Challenging Weber and others’ anticipation of secular “disenchantment” or individualistic religion, Butler shows European, Jewish, and black immigrants in Manhattan actively employing modern techniques to organize life with, in, and around religion. The Protestant establishment did similarly, using incipient sociological demographic methods, for example, to understand the urban landscape and the best ways to reach the poor, immigrant, and unchurched. Irish Catholics, Orthodox Jews, American Presbyterians, and others built institutions and societies (in and around the church/synagogue) to care for the poor, promote temperance, advance education, and pursue other causes.
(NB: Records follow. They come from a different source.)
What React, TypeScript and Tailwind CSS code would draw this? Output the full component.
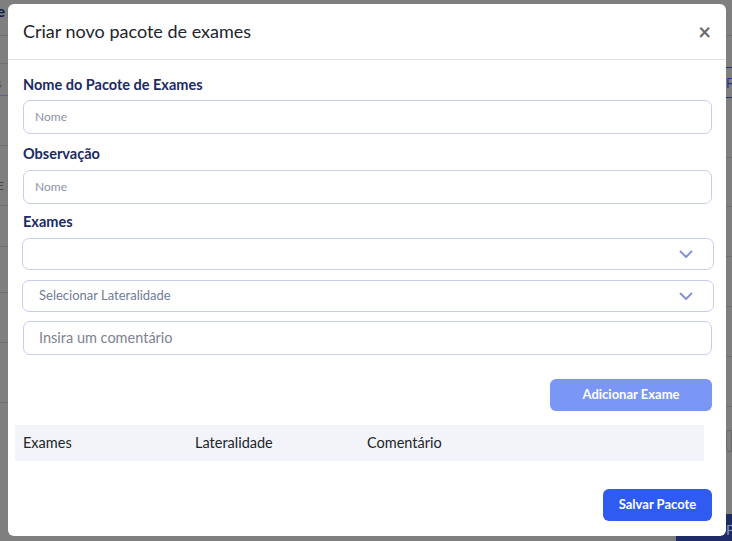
import React from "react";

const font = { fontFamily: "Lato, 'Open Sans', sans-serif" };

function Chevron() {
  return (
    <svg width="14" height="9" viewBox="0 0 14 9" fill="none">
      <path d="M1.5 1.5L7 7L12.5 1.5" stroke="#7f8ed6" strokeWidth="1.8" strokeLinecap="round" strokeLinejoin="round" />
    </svg>
  );
}

export default function App() {
  return (
    <div className="relative w-[732px] h-[541px] overflow-hidden bg-[#7f7f7f]" style={font}>
      {/* page behind the backdrop */}
      <div className="flex h-full w-full">
        <div className="w-[8px] flex flex-col">
          <div className="h-[36px] border-b border-[#6f6f6f] text-[#0d1a4a] font-bold text-[15px] leading-[22px] -ml-[3px]">e</div>
          <div className="h-[28px] border-b border-[#6f6f6f]" />
          <div className="h-[32px] border-b border-[#5c6486] text-[#5a5a5a] text-[13px] leading-[30px] -ml-[4px] pt-[4px]">s</div>
          <div className="h-[50px] border-b border-[#6f6f6f]" />
          <div className="h-[60px] border-b border-[#6f6f6f] text-[#4a4a4a] text-[12px] leading-[16px] pt-[32px] -ml-[3px]">E</div>
          <div className="h-[41px] border-b border-[#6f6f6f] text-[#4a4a4a] text-[12px] pt-[20px] -ml-[4px]">:</div>
          <div className="h-[46px] border-b border-[#6f6f6f]" />
          <div className="h-[50px] border-b border-[#6f6f6f]" />
          <div className="h-[60px] border-b border-[#6f6f6f]" />
        </div>
        <div className="flex-1" />
        <div className="w-[6px] flex flex-col">
          <div className="h-[36px] border-b border-[#6f6f6f]" />
          <div className="h-[32px] border-b border-[#27366e]" />
          <div className="h-[30px] border-b border-[#27366e] text-[#1e3a8a] text-[13px] leading-[30px]">F</div>
          <div className="h-[60px] border-b border-[#6f6f6f]" />
          <div className="h-[49px] border-b border-[#6f6f6f]" />
          <div className="h-[50px] border-b border-[#6f6f6f]" />
          <div className="h-[50px] border-b border-[#6f6f6f]" />
          <div className="h-[50px] border-b border-[#6f6f6f]" />
          <div className="h-[50px] border-b border-[#6f6f6f]" />
          <div className="h-[22px] mt-[23px] border border-[#6a6a6a] rounded-l-[3px]" />
          <div className="flex-1 mt-[62px] bg-[#1d2a66]" />
        </div>
      </div>
      <div className="absolute left-[676px] top-[515px] w-[60px] h-[30px] bg-[#1d2a66] text-[#8a93b8] text-[14px] leading-[30px] pl-[50px]">Pa</div>

      {/* modal */}
      <div className="absolute left-[8px] top-[4px] w-[718px] h-[532px] bg-white rounded-[6px] flex flex-col">
        <div className="h-[56px] border-b border-[#dee2e6] flex items-center justify-between pl-[15px] pr-[15px]">
          <div className="text-[18px] text-[#212529] leading-[24px] -mt-[1px]">Criar novo pacote de exames</div>
          <div className="text-[#6b6b6b] text-[22px] leading-[22px] font-bold">×</div>
        </div>
        <div className="flex flex-col px-[15px] pt-[15px]">
          <div className="text-[14.5px] leading-[20px] font-bold text-[#1b2a63]">Nome do Pacote de Exames</div>
          <div className="mt-[5px] h-[34px] w-[689px] border border-[#c9cdec] rounded-[7px] flex items-center pl-[11px] text-[12px] text-[#8b93a8]">Nome</div>
          <div className="mt-[10px] text-[14.5px] leading-[20px] font-bold text-[#1b2a63]">Observação</div>
          <div className="mt-[6px] h-[34px] w-[689px] border border-[#c9cdec] rounded-[7px] flex items-center pl-[11px] text-[12px] text-[#8b93a8]">Nome</div>
          <div className="mt-[8px] text-[14.5px] leading-[20px] font-bold text-[#1b2a63]">Exames</div>
          <div className="mt-[6px] -ml-[1px] h-[32px] w-[692px] border border-[#c9cdec] rounded-[7px] flex items-center justify-end pr-[20px]">
            <Chevron />
          </div>
          <div className="mt-[10px] -ml-[1px] h-[32px] w-[692px] border border-[#c9cdec] rounded-[7px] flex items-center justify-between pl-[16px] pr-[20px]">
            <span className="text-[13px] text-[#6f7c98]">Selecionar Lateralidade</span>
            <Chevron />
          </div>
          <div className="mt-[9px] h-[34px] w-[689px] border border-[#c9cdec] rounded-[7px] flex items-center pl-[15px] text-[14.5px] text-[#7b8294]">Insira um comentário</div>
          <div className="mt-[24px] flex justify-end w-[689px]">
            <div className="w-[162px] h-[32px] rounded-[6px] bg-[#7a97f6] text-white text-[13px] font-bold flex items-center justify-center">Adicionar Exame</div>
          </div>
          <div className="mt-[14px] -ml-[8px] w-[689px] h-[36px] bg-[#f3f4f9] flex items-center text-[14.5px] text-[#212529]">
            <div className="w-[180px] pl-[8px]">Exames</div>
            <div className="w-[172px]">Lateralidade</div>
            <div>Comentário</div>
          </div>
          <div className="mt-[28px] flex justify-end w-[689px]">
            <div className="w-[109px] h-[32px] rounded-[6px] bg-[#2f5bf1] text-white text-[13px] font-bold flex items-center justify-center">Salvar Pacote</div>
          </div>
        </div>
      </div>
    </div>
  );
}
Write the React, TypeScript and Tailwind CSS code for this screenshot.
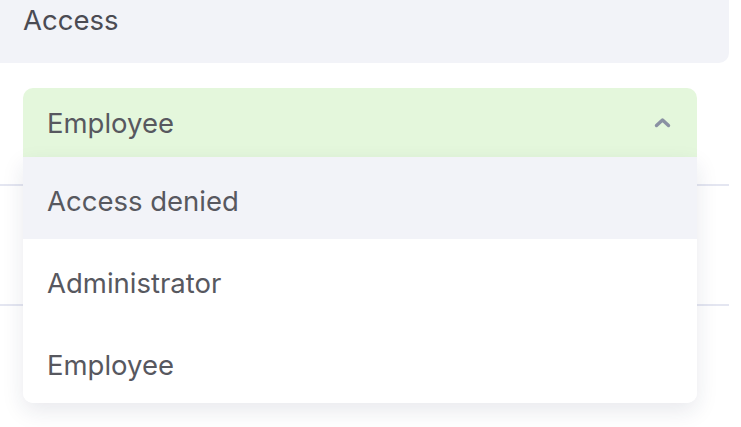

They organized in fundamentally modern fashion. Protestants professionalized using modern management theory to organize increased numbers of church staff and employed modern psychology in pastoral care (45, 195). “Nuns transformed the Catholic presence in the city” by building institutions for education, health, and poverty relief (54). Manhattan became the headquarters of numerous organizations, such as the American Bible Society, and through various seminaries, such as the Jewish Theological Seminary, central in its influence upon denominations (67).

Butler demonstrates that rather than disenchanting urban streets, Manhattan’s religious peoples “sacralized” the modern spaces by building churches, synagogues, schools, social centers (often as part of churches), and other structures. If not by building, they brought religion to the city by renting storefront space. To reach those accustomed to Broadway, they advertised church with neon lights and in modern newspapers. With new technologies, they filled the airwaves with radio sermons or recorded gospel music in Manhattan studios. They also paraded in the streets in large numbers to celebrate, mourn, and protest. They enchanted the modern spaces.
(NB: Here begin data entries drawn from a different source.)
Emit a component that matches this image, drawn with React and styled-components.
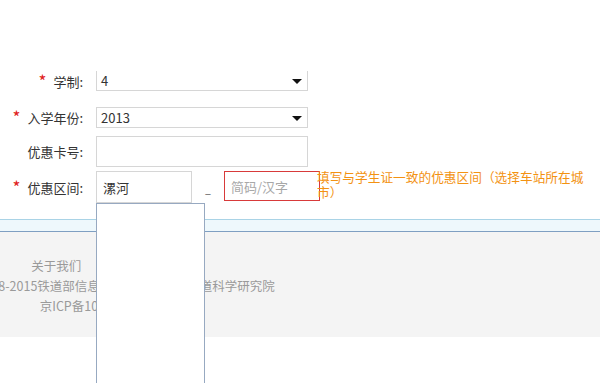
import React from "react";
import styled, { createGlobalStyle } from "styled-components";

const GlobalStyle = createGlobalStyle`
  html, body {
    margin: 0;
    padding: 0;
    background: #ffffff;
    font-family: "Noto Sans CJK SC", "Noto Sans", sans-serif;
    font-size: 12px;
    color: #333333;
  }
`;

const Page = styled.div`
  position: relative;
  width: 600px;
  height: 383px;
  overflow: hidden;
  background: #ffffff;
`;

const Form = styled.div`
  display: flex;
  flex-direction: column;
  padding-top: 71px;
  height: 148px;
`;

const Row = styled.div`
  display: flex;
  align-items: ${({ top }) => (top ? "flex-start" : "center")};
  height: ${({ h }) => h}px;
  margin-bottom: ${({ gap }) => gap || 0}px;
`;

const Label = styled.div`
  width: 83px;
  flex: none;
  display: flex;
  justify-content: flex-end;
  align-items: center;
  padding-right: 13px;
  font-size: 13px;
  color: #333333;
  white-space: nowrap;
  align-self: ${({ top }) => (top ? "center" : "auto")};
`;

const Star = styled.span`
  color: #e02020;
  font-size: 17px;
  line-height: 13px;
  margin-right: 7px;
  position: relative;
  top: -1px;
`;

const SelectBox = styled.div`
  width: 212px;
  height: ${({ h }) => h}px;
  box-sizing: border-box;
  border: 1px solid #d6d6d6;
  border-top: ${({ clipped }) => (clipped ? "none" : "1px solid #d6d6d6")};
  display: flex;
  align-items: center;
  justify-content: space-between;
  padding: 0 5px 0 4px;
  font-size: 13px;
  color: #333333;
  background: #ffffff;
`;

const Caret = styled.span`
  width: 0;
  height: 0;
  border-left: 5px solid transparent;
  border-right: 5px solid transparent;
  border-top: 5px solid #111111;
  margin-top: 1px;
`;

const TextBox = styled.div`
  width: ${({ w }) => w}px;
  height: ${({ h }) => h}px;
  box-sizing: border-box;
  border: 1px solid ${({ error }) => (error ? "#d83a3a" : "#d6d6d6")};
  display: flex;
  align-items: center;
  padding-left: 6px;
  font-size: 13px;
  color: ${({ placeholder }) => (placeholder ? "#a8a8a8" : "#333333")};
  background: #ffffff;
  flex: none;
`;

const Dash = styled.span`
  width: 32px;
  flex: none;
  align-self: flex-end;
  text-align: center;
  color: #666666;
  font-size: 12px;
  line-height: 12px;
  margin-bottom: 4px;
`;

const Hint = styled.div`
  margin-left: -3px;
  margin-top: -2px;
  flex: 1;
  color: #f39212;
  font-size: 12.7px;
  line-height: 15px;
`;

const FooterTop = styled.div`
  height: 11px;
  border-top: 1px solid #a9d3e6;
  border-bottom: 1px solid #7f9fc2;
  background: #eef8fc;
`;

const Footer = styled.div`
  height: 105px;
  background: #f4f4f4;
  display: flex;
  justify-content: flex-start;
`;

const FooterInner = styled.div`
  width: 192px;
  display: flex;
  flex-direction: column;
  align-items: center;
  padding-top: 24px;
  color: #9a9a9a;
  font-size: 12.5px;
  line-height: 20px;
  white-space: nowrap;
`;

const Sep = styled.span`
  margin: 0 8px 0 18px;
`;

const Suggest = styled.div`
  position: absolute;
  left: 96px;
  top: 203px;
  width: 109px;
  height: 200px;
  box-sizing: border-box;
  border: 1px solid #97a9c1;
  background: #ffffff;
`;

export default function App() {
  return (
    <>
      <GlobalStyle />
      <Page>
        <Form>
          <Row h={20} gap={16}>
            <Label>
              <Star>*</Star>学制:
            </Label>
            <SelectBox h={20} clipped>
              <span>4</span>
              <Caret />
            </SelectBox>
          </Row>
          <Row h={21} gap={8}>
            <Label>
              <Star>*</Star>入学年份:
            </Label>
            <SelectBox h={21}>
              <span>2013</span>
              <Caret />
            </SelectBox>
          </Row>
          <Row h={31} gap={4}>
            <Label>优惠卡号:</Label>
            <TextBox w={212} h={31} />
          </Row>
          <Row h={32} top>
            <Label top>
              <Star>*</Star>优惠区间:
            </Label>
            <TextBox w={96} h={32}>漯河</TextBox>
            <Dash>–</Dash>
            <TextBox w={96} h={30} error placeholder>
              简码/汉字
            </TextBox>
            <Hint>填写与学生证一致的优惠区间（选择车站所在城市）</Hint>
          </Row>
        </Form>
        <FooterTop />
        <Footer>
          <FooterInner>
            <span>
              关于我们<Sep>|</Sep>网站声明
            </span>
            <span>版权所有©2008-2015铁道部信息技术中心　中国铁道科学研究院</span>
            <span>京ICP备10009636号</span>
          </FooterInner>
        </Footer>
        <Suggest />
      </Page>
    </>
  );
}
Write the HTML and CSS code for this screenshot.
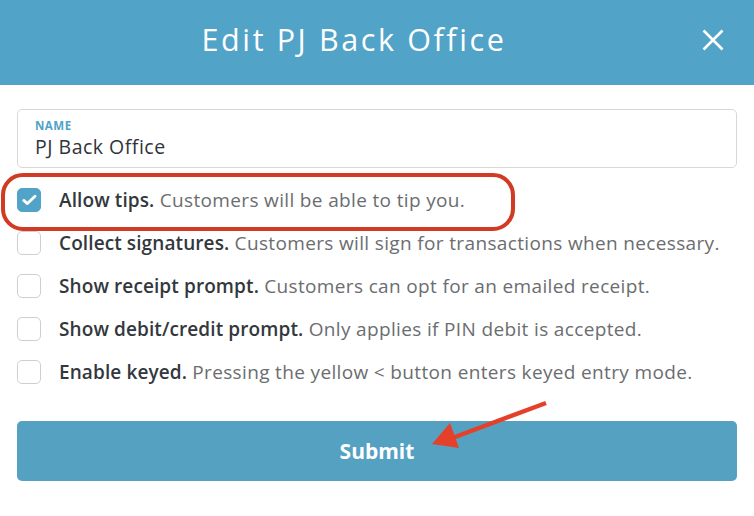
FILE: index.html
```html
<!DOCTYPE html>
<html>
<head>
<meta charset="utf-8">
<link rel="stylesheet" href="styles.css">
</head>
<body>
<div class="modal">
  <header class="header">
    <h1 class="title">Edit PJ Back Office</h1>
    <button class="close" aria-label="Close">
      <svg width="22" height="22" viewBox="0 0 22 22"><path d="M1.5 1.5 L20.5 20.5 M20.5 1.5 L1.5 20.5" stroke="#fff" stroke-width="2.6" fill="none"/></svg>
    </button>
  </header>
  <div class="body">
    <div class="field">
      <div class="field-label">NAME</div>
      <div class="field-value">PJ Back Office</div>
    </div>
    <div class="options">
      <div class="option highlighted">
        <span class="box checked">
          <svg width="15" height="12" viewBox="0 0 15 12"><path d="M1.8 6.4 L5.4 9.6 L13 2.2" stroke="#fff" stroke-width="2.8" fill="none" stroke-linecap="round" stroke-linejoin="round"/></svg>
        </span>
        <span class="text"><b>Allow tips.</b> Customers will be able to tip you.</span>
      </div>
      <div class="option">
        <span class="box"></span>
        <span class="text"><b>Collect signatures.</b> Customers will sign for transactions when necessary.</span>
      </div>
      <div class="option">
        <span class="box"></span>
        <span class="text"><b>Show receipt prompt.</b> Customers can opt for an emailed receipt.</span>
      </div>
      <div class="option">
        <span class="box"></span>
        <span class="text"><b>Show debit/credit prompt.</b> Only applies if PIN debit is accepted.</span>
      </div>
      <div class="option">
        <span class="box"></span>
        <span class="text"><b>Enable keyed.</b> Pressing the yellow &lt; button enters keyed entry mode.</span>
      </div>
    </div>
    <div class="submit-wrap">
      <button class="submit">Submit</button>
      <svg class="arrow" width="160" height="70" viewBox="400 390 160 70">
        <path d="M546 402 L447 439" stroke="#E5412A" stroke-width="4.5" fill="none"/>
        <path d="M432 443 L450 422 L459 447 Z" fill="#E5412A"/>
      </svg>
    </div>
  </div>
</div>
</body>
</html>
```
FILE: styles.css
```css
* { box-sizing: border-box; }
html, body { margin: 0; padding: 0; background: #fff; }
body { font-family: "Open Sans", "Noto Sans", sans-serif; color: #33383d; }
.modal { width: 754px; }
.header {
  height: 85px;
  background: #52A3C8;
  display: flex;
  align-items: center;
  justify-content: center;
  position: relative;
  padding-right: 46px;
}
.title {
  margin: 0;
  font-family: "Open Sans", sans-serif;
  font-weight: 400;
  font-size: 30.5px;
  color: #fff;
  letter-spacing: 2.6px;
  padding-bottom: 8px;
}
.close {
  position: absolute;
  right: 30px;
  top: 29px;
  background: none;
  border: 0;
  padding: 0;
  width: 22px;
  height: 22px;
}
.close svg { display: block; }
.body { padding: 24px 17px 0 17px; }
.field {
  height: 59px;
  border: 1px solid #d8d8d8;
  border-radius: 5px;
  padding: 9px 17px 0 17px;
}
.field-label {
  font-size: 11.5px;
  font-weight: 700;
  color: #4FA3C7;
  letter-spacing: 0.5px;
  line-height: 14px;
}
.field-value {
  font-size: 19.5px;
  color: #2f343a;
  line-height: 26px;
  margin-top: 1px;
  letter-spacing: 0.5px;
}
.options { margin-top: 20px; display: flex; flex-direction: column; gap: 19px; }
.option {
  display: flex;
  align-items: center;
  gap: 18px;
  height: 24px;
  position: relative;
}
.option.highlighted::before {
  content: "";
  position: absolute;
  left: -16px;
  top: -15px;
  width: 506px;
  height: 50px;
  border: 4px solid #D13B23;
  border-radius: 22px;
}
.box {
  width: 24px;
  height: 24px;
  flex: none;
  border: 1px solid #cfcfcf;
  border-radius: 5px;
  display: flex;
  align-items: center;
  justify-content: center;
  background: #fff;
}
.box.checked { background: #52A3C8; border-color: #52A3C8; }
.text { font-size: 19px; letter-spacing: 0.35px; color: #6b6d70; white-space: nowrap; }
.text b { color: #33383d; font-weight: 600; letter-spacing: 0.1px; }
.submit-wrap { margin-top: 37px; position: relative; }
.submit {
  width: 100%;
  height: 60px;
  border: 0;
  border-radius: 5px;
  background: #55A1C1;
  color: #fff;
  font-family: "Open Sans", sans-serif;
  font-weight: 700;
  font-size: 21px;
}
.arrow { position: absolute; left: 383px; top: -30px; }
```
These groups did not always organize and engage modernity in the exact same ways. Jewish religious life was quite diffuse compared with the centralized hierarchy of the Catholic church. In his chapter on Jim Crow in Manhattan, Butler notes that black Protestants responded to modernity in identical ways as their white counterparts, but faced the tectonic difference of racism forcing them to address matters of housing, poverty, employment, and other injustices. This latter reality encouraged more significant political activism to spring from the black church.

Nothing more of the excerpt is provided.